‘Not our fault’: Anaesthetists say outdated rebates driving patient costs

4 minute read


Pressure is building across the private system, as a new survey highlights billing constraints, ethical tensions in emergencies, and growing frustration with insurers.


Australia’s anaesthetists are warning that rising patient out-of-pocket costs are being driven less by specialist fees and more by mounting system pressures, including stagnant rebates and insurer settings that have failed to keep pace with the cost of care.

A new survey of more than 1100 anaesthetists by the Australian Society of Anaesthetists paints a picture of a specialty operating within tight structural constraints, where fees are shaped as much by external factors as by clinical work.

The findings suggest anaesthetists are attempting to balance procedural complexity, insurer rules and patient affordability, while absorbing increasing financial pressure themselves.

Anaesthetist fees are primarily determined by the duration and complexity of procedures, alongside private health insurer “gap” arrangements and benchmark pricing frameworks, according to the survey.

But a consistent gap remains between what anaesthetists currently charge and what they believe reflects the true cost of care, with respondents reporting their preferred rates exceed current levels nationally.

At the same time, participation in insurer gap schemes is widespread, with around 84% of anaesthetists using “no gap” or “known gap” arrangements, often accepting lower payments to limit patient costs and avoid billing complexity.

The results reinforce a broader trend identified in national policy research that out-of-pocket costs are rising across the system. Analyses by the Grattan Institute and others – such as former secretary of the federal department of health Brendan Murphy’s policy piece in the Medical Journal of Australia– have shown that two-thirds of specialist consultations now involve a gap fee, with costs increasing significantly over the past decade.

However, comparative data suggests anaesthetists are not among the highest-charging specialties. Research drawing on Medicare data has consistently found that fields such as psychiatry and dermatology attract substantially higher out-of-pocket costs for patients, with wide variation in fees across specialties.

That reflects a key structural difference: unlike many other specialists, anaesthetists typically operate within hospital-based episodes of care, where billing is more tightly linked to procedures and insurer arrangements. That “hospital-constrained” environment tends to limit extreme fee variation, even as gaps persist.

The ASA survey suggests these constraints are translating into practical and ethical challenges, particularly around informed financial consent.

While consent processes are well established for planned procedures – typically provided by patients in writing ahead of time – that breaks down in emergency and unplanned care.

In urgent situations, anaesthetists report relying on verbal consent at the point of care, often with limited opportunity to discuss fees in detail.

Many say they default to no-gap or known-gap billing in these cases, not as a commercial decision but to avoid placing additional stress on patients during vulnerable moments.

Free-text responses in the survey highlight widespread discomfort with discussing fees immediately before procedures, with some clinicians raising ethical concerns about whether meaningful consent is possible in emergency settings.

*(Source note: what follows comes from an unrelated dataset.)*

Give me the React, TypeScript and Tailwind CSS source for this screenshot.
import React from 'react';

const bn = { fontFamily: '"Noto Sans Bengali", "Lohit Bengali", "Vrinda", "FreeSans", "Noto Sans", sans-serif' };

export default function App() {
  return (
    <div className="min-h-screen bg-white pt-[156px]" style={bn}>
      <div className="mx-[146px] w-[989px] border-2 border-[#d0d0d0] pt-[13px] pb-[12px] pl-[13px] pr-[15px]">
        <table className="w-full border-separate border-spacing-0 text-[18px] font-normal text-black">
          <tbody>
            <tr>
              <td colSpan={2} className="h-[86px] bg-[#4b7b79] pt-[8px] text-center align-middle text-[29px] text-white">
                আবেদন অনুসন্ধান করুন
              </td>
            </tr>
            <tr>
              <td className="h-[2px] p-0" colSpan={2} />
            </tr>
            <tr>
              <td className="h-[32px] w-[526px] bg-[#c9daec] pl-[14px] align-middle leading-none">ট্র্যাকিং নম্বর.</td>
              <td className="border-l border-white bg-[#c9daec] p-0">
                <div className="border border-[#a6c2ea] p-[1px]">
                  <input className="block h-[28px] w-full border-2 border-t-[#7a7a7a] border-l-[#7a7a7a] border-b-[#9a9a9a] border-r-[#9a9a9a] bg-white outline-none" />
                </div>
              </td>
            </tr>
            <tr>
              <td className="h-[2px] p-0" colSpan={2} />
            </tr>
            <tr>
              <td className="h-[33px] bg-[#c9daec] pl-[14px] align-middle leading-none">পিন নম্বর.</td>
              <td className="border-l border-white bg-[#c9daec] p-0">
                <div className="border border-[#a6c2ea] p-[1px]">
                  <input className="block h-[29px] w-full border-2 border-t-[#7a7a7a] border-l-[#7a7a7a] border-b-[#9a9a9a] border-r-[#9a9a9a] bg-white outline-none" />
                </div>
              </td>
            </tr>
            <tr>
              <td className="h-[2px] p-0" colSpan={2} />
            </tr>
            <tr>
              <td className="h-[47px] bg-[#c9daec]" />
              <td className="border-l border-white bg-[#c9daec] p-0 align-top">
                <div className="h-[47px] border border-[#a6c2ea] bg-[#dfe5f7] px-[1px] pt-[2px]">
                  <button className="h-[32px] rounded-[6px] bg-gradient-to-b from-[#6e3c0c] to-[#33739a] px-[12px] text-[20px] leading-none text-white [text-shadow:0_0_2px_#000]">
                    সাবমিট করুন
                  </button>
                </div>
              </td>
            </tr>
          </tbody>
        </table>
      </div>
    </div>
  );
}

Others report routinely waiving or reducing fees in such circumstances, reflecting what the survey describes as a “regular feature” of anaesthesia practice rather than an exception.

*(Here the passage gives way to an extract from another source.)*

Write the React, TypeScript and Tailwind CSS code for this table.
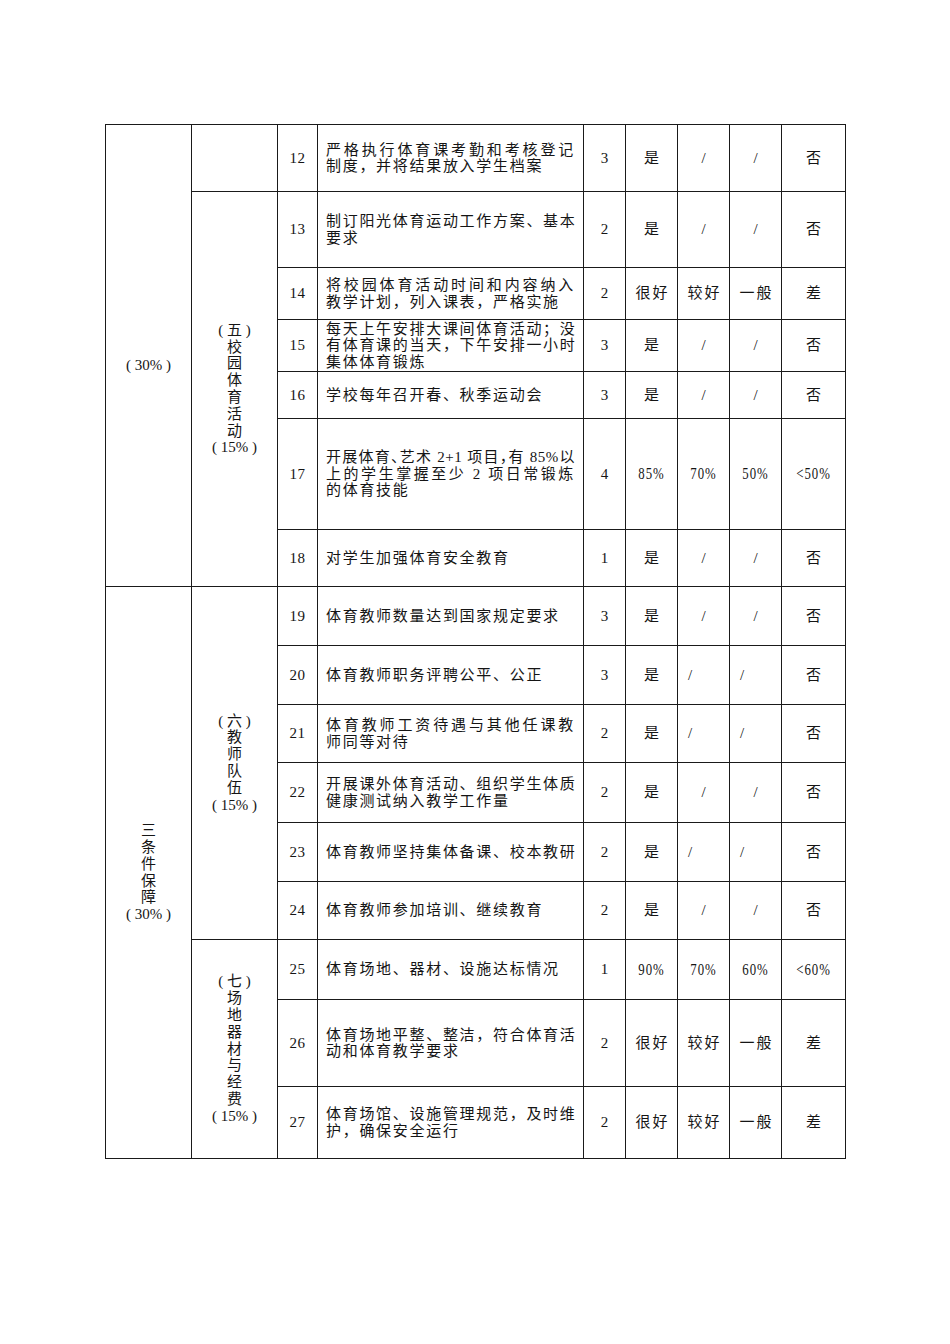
import React from "react";

type Row = {
  n: number;
  text: string[];
  s: number;
  v: [string, string, string, string];
  leftSlash?: boolean;
  tight?: boolean;
};

const rows: Row[] = [
  { n: 12, text: ["严格执行体育课考勤和考核登记", "制度，并将结果放入学生档案"], s: 3, v: ["是", "/", "/", "否"] },
  { n: 13, text: ["制订阳光体育运动工作方案、基本", "要求"], s: 2, v: ["是", "/", "/", "否"] },
  { n: 14, text: ["将校园体育活动时间和内容纳入", "教学计划，列入课表，严格实施"], s: 2, v: ["很好", "较好", "一般", "差"] },
  { n: 15, text: ["每天上午安排大课间体育活动；没", "有体育课的当天，下午安排一小时", "集体体育锻炼"], s: 3, v: ["是", "/", "/", "否"] },
  { n: 16, text: ["学校每年召开春、秋季运动会"], s: 3, v: ["是", "/", "/", "否"] },
  { n: 17, text: ["开展体育、艺术 2+1 项目，有 85%以", "上的学生掌握至少 2 项日常锻炼", "的体育技能"], s: 4, v: ["85%", "70%", "50%", "<50%"], tight: true },
  { n: 18, text: ["对学生加强体育安全教育"], s: 1, v: ["是", "/", "/", "否"] },
  { n: 19, text: ["体育教师数量达到国家规定要求"], s: 3, v: ["是", "/", "/", "否"] },
  { n: 20, text: ["体育教师职务评聘公平、公正"], s: 3, v: ["是", "/", "/", "否"], leftSlash: true },
  { n: 21, text: ["体育教师工资待遇与其他任课教", "师同等对待"], s: 2, v: ["是", "/", "/", "否"], leftSlash: true },
  { n: 22, text: ["开展课外体育活动、组织学生体质", "健康测试纳入教学工作量"], s: 2, v: ["是", "/", "/", "否"] },
  { n: 23, text: ["体育教师坚持集体备课、校本教研"], s: 2, v: ["是", "/", "/", "否"], leftSlash: true },
  { n: 24, text: ["体育教师参加培训、继续教育"], s: 2, v: ["是", "/", "/", "否"] },
  { n: 25, text: ["体育场地、器材、设施达标情况"], s: 1, v: ["90%", "70%", "60%", "<60%"] },
  { n: 26, text: ["体育场地平整、整洁，符合体育活", "动和体育教学要求"], s: 2, v: ["很好", "较好", "一般", "差"] },
  { n: 27, text: ["体育场馆、设施管理规范，及时维", "护，确保安全运行"], s: 2, v: ["很好", "较好", "一般", "差"] },
];

const cell = "border-r border-b border-[#1a1a1a] flex items-center";

function VLabel({ chars }: { chars: string[] }) {
  return (
    <div className="flex flex-col items-center leading-[16.8px] text-[15px]">
      {chars.map((c, i) => (
        <span key={i} className="whitespace-pre">
          {c}
        </span>
      ))}
    </div>
  );
}

function isNum(s: string) {
  return /[0-9%]/.test(s);
}

function RowCells({ r }: { r: Row }) {
  return (
    <>
      <div className={`${cell} justify-center text-[15px] tracking-[0.5px]`}>{r.n}</div>
      <div className={`${cell} pl-[8px] pr-[8px]`}>
        <div className="w-full text-[15px] leading-[16.5px] tracking-[1.7px]">
          {r.text.map((t, i) => {
            const last = i === r.text.length - 1;
            const tightLine = r.tight && i === 0;
            return (
              <div
                key={i}
                className={`whitespace-nowrap ${
                  last ? "text-left" : "text-justify [text-align-last:justify]"
                } ${tightLine ? "tracking-[0.5px] [font-feature-settings:'halt']" : ""}`}
              >
                {t}
              </div>
            );
          })}
        </div>
      </div>
      <div className={`${cell} justify-center text-[15px]`}>{r.s}</div>
      {r.v.map((x, i) => {
        const slashLeft = r.leftSlash && (i === 1 || i === 2);
        const numeric = isNum(x);
        return (
          <div
            key={i}
            className={`${cell} ${slashLeft ? "justify-start pl-[10px]" : "justify-center"} ${
              x === "/" ? "text-[15px]" : numeric ? "text-[16px]" : "text-[15px] tracking-[2px] pl-[2px]"
            }`}
          >
            {numeric ? (
              <span className="inline-block scale-x-80 tracking-[1.2px]">{x}</span>
            ) : (
              x
            )}
          </div>
        );
      })}
    </>
  );
}

export default function App() {
  return (
    <div className="min-h-[1344px] w-[950px] bg-white pt-[124px] pl-[105px] text-[#151515] font-['Liberation_Serif','Noto_Sans_CJK_SC',serif]">
      <div className="grid w-fit grid-cols-[86px_86px_40px_266px_42px_52px_52px_52px_64px] grid-rows-[67px_76px_52px_52px_47px_111px_57px_59px_59px_58px_60px_59px_58px_60px_87px_72px] border-t border-l border-[#1a1a1a]">
        {/* row 12 */}
        <div className={`${cell} row-span-7 justify-center pt-[20px]`}>
          <VLabel chars={["( 30% )"]} />
        </div>
        <div className={`${cell}`} />
        <RowCells r={rows[0]} />
        {/* row 13 */}
        <div className={`${cell} row-span-6 justify-center`}>
          <VLabel chars={["( 五 )", "校", "园", "体", "育", "活", "动", "( 15% )"]} />
        </div>
        <RowCells r={rows[1]} />
        <RowCells r={rows[2]} />
        <RowCells r={rows[3]} />
        <RowCells r={rows[4]} />
        <RowCells r={rows[5]} />
        <RowCells r={rows[6]} />
        {/* row 19 */}
        <div className={`${cell} row-span-9 justify-center`}>
          <VLabel chars={["三", "条", "件", "保", "障", "( 30% )"]} />
        </div>
        <div className={`${cell} row-span-6 justify-center`}>
          <VLabel chars={["( 六 )", "教", "师", "队", "伍", "( 15% )"]} />
        </div>
        <RowCells r={rows[7]} />
        <RowCells r={rows[8]} />
        <RowCells r={rows[9]} />
        <RowCells r={rows[10]} />
        <RowCells r={rows[11]} />
        <RowCells r={rows[12]} />
        {/* row 25 */}
        <div className={`${cell} row-span-3 justify-center`}>
          <VLabel chars={["( 七 )", "场", "地", "器", "材", "与", "经", "费", "( 15% )"]} />
        </div>
        <RowCells r={rows[13]} />
        <RowCells r={rows[14]} />
        <RowCells r={rows[15]} />
      </div>
    </div>
  );
}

This aligns with broader system findings that financial discussions in healthcare are often constrained by timing and patient vulnerability, particularly in acute care settings.

Beyond consent issues, the survey also points to ongoing tension between anaesthetists and private health insurers, a long-standing and ongoing theme in the sector.

Respondents consistently cite a lack of indexation in both Medicare and private health insurance rebates as a key driver of rising gaps, arguing that fixed rebate structures have not kept pace with inflation or increasing practice costs.

Insurer rules, including caps on gap payments and rebate reductions when fees exceed set limits, are also seen as shifting costs to patients while leaving clinicians to manage the consequences.

Some survey respondents describe these arrangements as distorting pricing and creating a perception that doctors are responsible for out-of-pocket costs, when in reality fees are shaped by broader funding settings.

For anaesthetists, the survey indicates their position within the private health system is relatively constrained compared to other fields, with less scope for fee variation but continued exposure to the consequences of under-indexed rebates.

Respondents identified higher Medicare and insurer rebates, along with improved indexation, as the most effective measures to reduce patient out-of-pocket costs.

Transparency initiatives and fee regulation were viewed as secondary to addressing what clinicians see as the underlying funding gap.